(GIVEN EXERCISE)
Look through the records below and give the number of lines holding the string "components", nothing more.

(RECORDS TO PROCESS)
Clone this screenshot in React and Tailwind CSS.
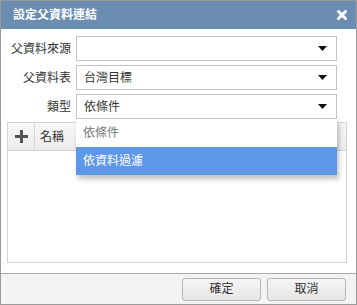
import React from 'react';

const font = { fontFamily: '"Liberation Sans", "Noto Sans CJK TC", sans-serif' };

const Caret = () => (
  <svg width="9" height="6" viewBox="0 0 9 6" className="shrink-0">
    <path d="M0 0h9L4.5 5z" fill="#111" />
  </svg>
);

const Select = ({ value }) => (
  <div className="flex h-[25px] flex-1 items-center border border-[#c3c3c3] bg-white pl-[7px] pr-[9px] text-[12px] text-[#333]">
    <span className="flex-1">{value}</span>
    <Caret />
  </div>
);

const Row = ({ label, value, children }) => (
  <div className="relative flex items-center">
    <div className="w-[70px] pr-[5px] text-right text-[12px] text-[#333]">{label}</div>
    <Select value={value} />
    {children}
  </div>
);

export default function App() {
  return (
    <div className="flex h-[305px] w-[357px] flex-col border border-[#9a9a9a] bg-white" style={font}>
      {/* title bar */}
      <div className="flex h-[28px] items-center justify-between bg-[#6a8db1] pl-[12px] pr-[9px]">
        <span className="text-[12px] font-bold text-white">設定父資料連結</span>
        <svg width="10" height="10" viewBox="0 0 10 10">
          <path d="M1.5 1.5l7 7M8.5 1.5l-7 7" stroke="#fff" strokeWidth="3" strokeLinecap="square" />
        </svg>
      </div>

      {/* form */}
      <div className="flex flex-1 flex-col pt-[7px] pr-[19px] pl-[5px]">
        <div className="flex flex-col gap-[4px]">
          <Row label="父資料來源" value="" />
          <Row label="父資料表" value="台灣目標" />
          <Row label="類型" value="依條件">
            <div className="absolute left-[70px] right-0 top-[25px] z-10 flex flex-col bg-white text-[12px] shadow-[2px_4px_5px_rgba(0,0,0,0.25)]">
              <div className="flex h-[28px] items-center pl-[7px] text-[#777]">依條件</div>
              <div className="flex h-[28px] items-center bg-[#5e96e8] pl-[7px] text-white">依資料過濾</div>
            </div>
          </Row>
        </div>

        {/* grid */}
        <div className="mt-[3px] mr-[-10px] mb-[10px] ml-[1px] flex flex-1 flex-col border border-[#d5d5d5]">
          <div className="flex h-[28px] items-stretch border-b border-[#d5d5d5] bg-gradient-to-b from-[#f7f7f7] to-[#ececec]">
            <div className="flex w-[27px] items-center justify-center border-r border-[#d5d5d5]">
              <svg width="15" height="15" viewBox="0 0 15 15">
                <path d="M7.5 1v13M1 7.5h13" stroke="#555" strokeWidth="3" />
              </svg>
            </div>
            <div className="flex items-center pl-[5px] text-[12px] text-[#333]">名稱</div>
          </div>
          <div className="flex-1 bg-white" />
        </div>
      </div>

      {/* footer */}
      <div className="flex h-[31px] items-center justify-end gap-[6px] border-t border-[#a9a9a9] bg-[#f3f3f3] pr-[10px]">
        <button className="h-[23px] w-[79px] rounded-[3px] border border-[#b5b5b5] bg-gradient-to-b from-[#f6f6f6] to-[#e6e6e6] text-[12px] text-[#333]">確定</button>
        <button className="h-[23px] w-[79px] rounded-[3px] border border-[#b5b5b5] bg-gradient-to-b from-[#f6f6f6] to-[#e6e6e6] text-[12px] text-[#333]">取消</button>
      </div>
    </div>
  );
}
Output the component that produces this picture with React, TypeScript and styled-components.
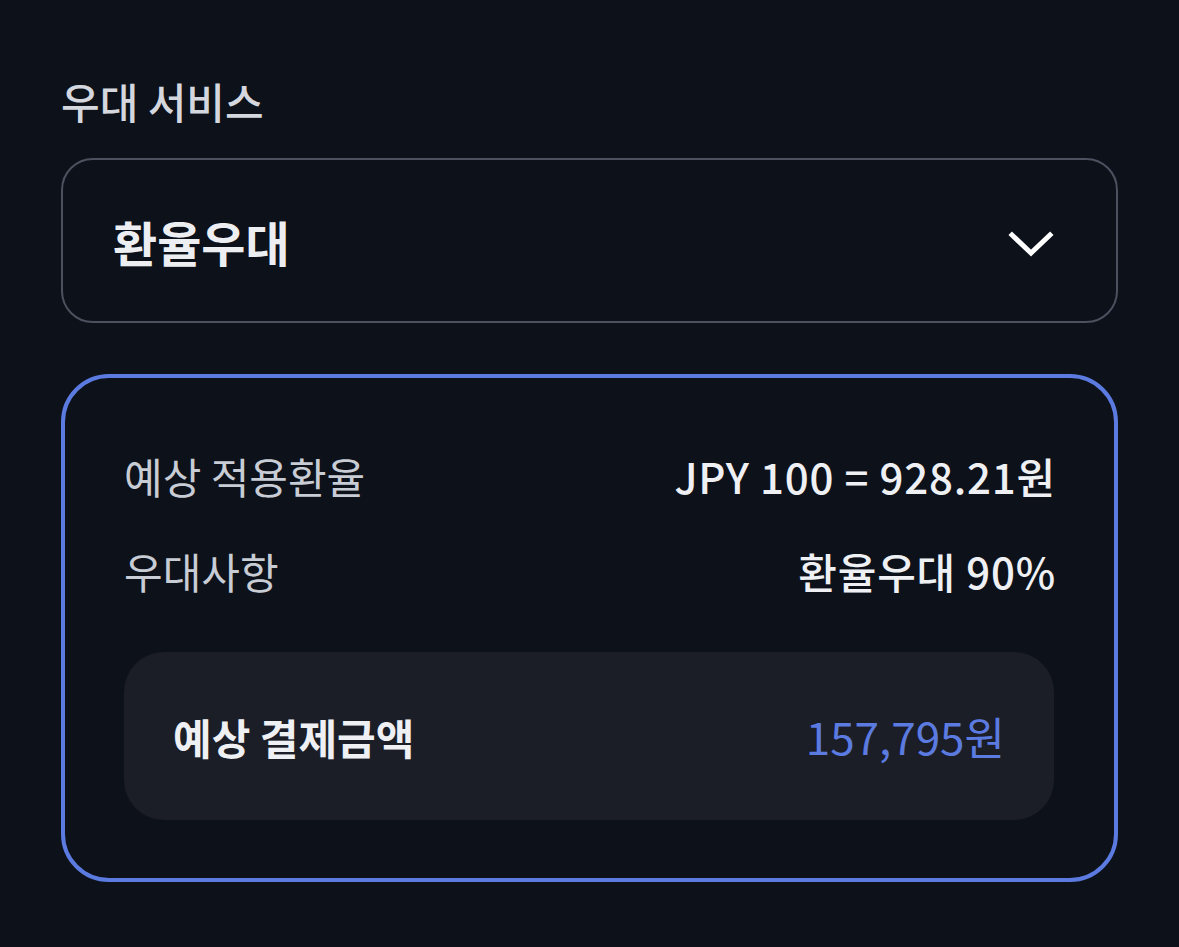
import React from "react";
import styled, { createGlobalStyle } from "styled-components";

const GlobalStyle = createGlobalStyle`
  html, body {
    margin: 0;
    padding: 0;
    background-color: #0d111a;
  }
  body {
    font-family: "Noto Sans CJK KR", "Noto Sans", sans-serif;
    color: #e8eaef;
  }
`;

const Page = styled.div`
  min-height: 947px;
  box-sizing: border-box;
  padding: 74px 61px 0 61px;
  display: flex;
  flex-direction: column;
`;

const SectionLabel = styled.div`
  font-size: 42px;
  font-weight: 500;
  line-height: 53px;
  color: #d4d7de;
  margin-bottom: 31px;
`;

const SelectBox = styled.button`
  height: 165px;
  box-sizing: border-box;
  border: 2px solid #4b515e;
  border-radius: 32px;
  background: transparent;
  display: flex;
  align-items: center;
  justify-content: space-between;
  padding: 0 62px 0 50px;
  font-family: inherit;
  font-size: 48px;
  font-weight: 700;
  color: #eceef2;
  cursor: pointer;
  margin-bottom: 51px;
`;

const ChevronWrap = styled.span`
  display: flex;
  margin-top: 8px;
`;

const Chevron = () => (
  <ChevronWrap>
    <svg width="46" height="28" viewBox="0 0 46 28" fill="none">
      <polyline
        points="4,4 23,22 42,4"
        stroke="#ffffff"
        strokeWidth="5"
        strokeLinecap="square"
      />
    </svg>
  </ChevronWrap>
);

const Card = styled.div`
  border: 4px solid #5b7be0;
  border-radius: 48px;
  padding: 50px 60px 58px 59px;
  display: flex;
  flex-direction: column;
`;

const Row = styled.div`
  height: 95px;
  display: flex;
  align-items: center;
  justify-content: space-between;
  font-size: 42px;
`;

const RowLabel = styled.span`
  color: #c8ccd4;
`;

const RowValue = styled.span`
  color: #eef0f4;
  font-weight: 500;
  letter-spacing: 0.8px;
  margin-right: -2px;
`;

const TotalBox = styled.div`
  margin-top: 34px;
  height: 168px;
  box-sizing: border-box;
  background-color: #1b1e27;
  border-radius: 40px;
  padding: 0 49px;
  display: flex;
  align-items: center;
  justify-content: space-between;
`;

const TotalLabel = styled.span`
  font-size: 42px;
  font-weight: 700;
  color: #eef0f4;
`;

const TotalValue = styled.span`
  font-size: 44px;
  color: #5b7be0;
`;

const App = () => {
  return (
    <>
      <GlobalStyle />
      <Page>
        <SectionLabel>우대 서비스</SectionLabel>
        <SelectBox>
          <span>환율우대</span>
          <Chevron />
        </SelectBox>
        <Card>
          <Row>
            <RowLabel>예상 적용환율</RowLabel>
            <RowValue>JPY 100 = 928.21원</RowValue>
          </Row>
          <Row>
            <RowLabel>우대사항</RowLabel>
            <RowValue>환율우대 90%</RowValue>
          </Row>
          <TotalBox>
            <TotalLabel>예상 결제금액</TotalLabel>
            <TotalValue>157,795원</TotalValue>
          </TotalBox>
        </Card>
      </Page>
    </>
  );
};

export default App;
* * *
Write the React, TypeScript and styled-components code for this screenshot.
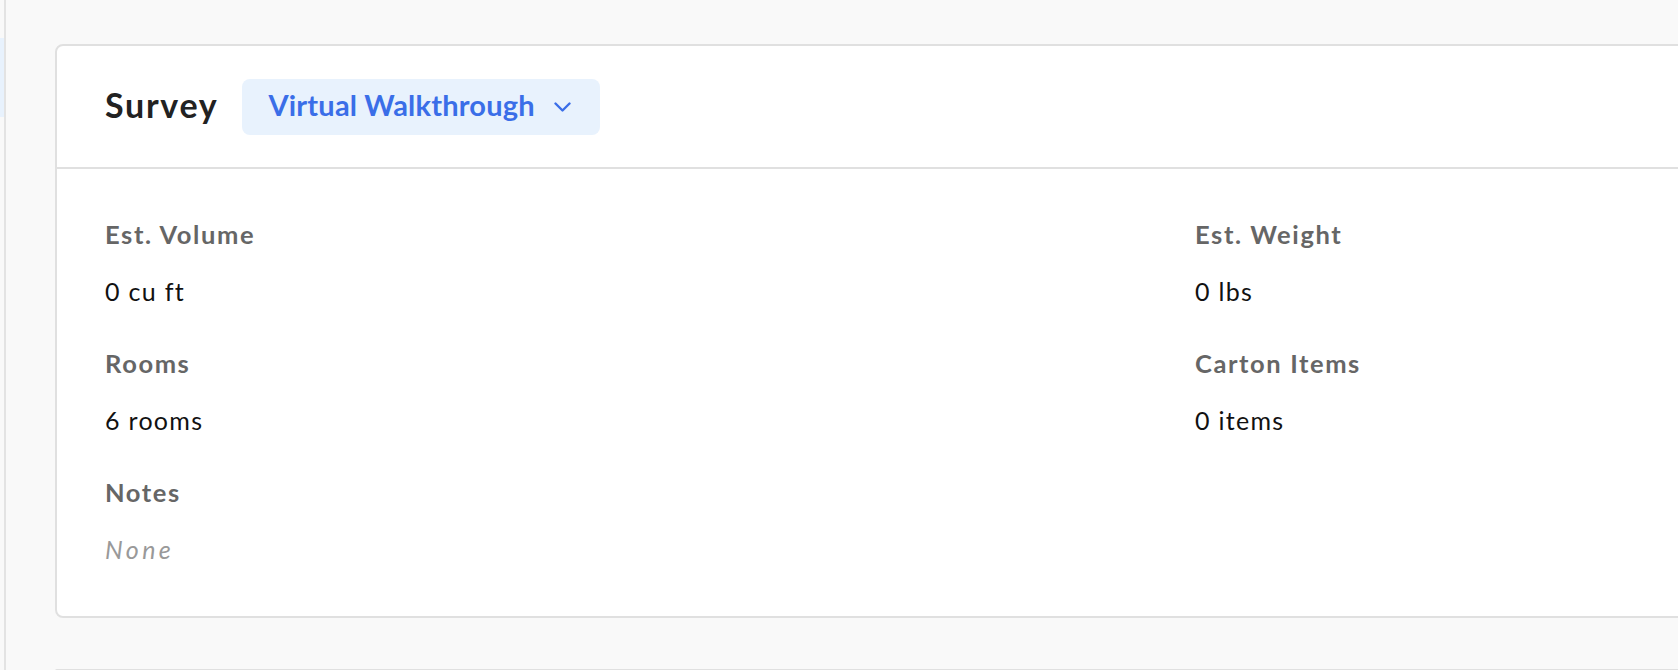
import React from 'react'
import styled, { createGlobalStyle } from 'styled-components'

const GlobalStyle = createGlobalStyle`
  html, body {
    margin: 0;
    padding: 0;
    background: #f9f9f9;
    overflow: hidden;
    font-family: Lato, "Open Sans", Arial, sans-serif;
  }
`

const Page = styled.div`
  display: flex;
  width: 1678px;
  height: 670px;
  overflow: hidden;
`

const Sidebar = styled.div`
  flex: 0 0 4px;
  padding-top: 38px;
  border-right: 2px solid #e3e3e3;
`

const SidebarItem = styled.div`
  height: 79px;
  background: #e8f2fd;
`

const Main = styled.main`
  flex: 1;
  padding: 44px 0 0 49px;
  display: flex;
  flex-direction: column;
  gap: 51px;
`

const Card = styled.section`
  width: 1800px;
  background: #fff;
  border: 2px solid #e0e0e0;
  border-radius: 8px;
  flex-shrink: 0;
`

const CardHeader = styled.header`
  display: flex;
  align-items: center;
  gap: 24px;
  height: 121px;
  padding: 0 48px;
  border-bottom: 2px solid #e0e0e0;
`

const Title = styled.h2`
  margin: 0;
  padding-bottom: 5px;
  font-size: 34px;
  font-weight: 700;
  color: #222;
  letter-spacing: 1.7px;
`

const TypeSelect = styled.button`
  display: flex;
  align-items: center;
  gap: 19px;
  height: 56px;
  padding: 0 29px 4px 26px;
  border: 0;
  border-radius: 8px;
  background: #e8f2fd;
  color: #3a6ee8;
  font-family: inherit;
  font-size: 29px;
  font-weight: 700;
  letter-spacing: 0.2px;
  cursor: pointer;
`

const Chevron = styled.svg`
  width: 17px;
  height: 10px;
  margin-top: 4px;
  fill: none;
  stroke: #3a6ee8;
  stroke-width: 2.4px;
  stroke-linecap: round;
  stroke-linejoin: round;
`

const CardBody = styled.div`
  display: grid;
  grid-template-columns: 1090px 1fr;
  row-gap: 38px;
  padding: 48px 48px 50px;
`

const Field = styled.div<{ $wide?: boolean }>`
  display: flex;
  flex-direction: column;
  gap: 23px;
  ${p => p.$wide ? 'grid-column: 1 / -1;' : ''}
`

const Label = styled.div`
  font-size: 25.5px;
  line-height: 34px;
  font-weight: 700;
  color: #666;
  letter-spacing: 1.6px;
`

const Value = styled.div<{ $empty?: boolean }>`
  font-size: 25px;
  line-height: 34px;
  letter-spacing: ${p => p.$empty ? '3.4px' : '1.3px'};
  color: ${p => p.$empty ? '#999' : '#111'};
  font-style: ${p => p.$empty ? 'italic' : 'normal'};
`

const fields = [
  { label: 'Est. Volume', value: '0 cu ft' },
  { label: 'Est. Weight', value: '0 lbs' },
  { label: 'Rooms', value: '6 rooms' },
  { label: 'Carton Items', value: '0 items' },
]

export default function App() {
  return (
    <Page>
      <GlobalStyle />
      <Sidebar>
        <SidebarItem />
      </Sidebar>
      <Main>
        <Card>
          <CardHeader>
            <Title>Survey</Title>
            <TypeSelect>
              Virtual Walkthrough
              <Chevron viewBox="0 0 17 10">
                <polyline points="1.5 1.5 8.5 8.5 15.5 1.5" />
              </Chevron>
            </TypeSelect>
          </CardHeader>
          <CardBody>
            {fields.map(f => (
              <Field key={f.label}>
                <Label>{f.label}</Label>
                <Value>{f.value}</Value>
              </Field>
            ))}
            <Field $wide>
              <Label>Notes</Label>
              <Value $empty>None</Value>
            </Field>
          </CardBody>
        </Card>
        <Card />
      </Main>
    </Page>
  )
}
==
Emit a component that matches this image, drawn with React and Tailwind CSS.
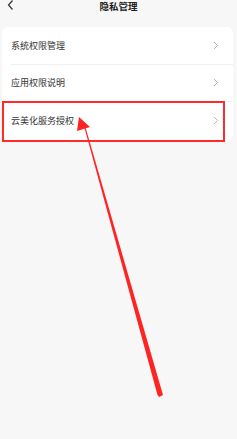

(SOLUTION FOR THIS PROBLEM)
4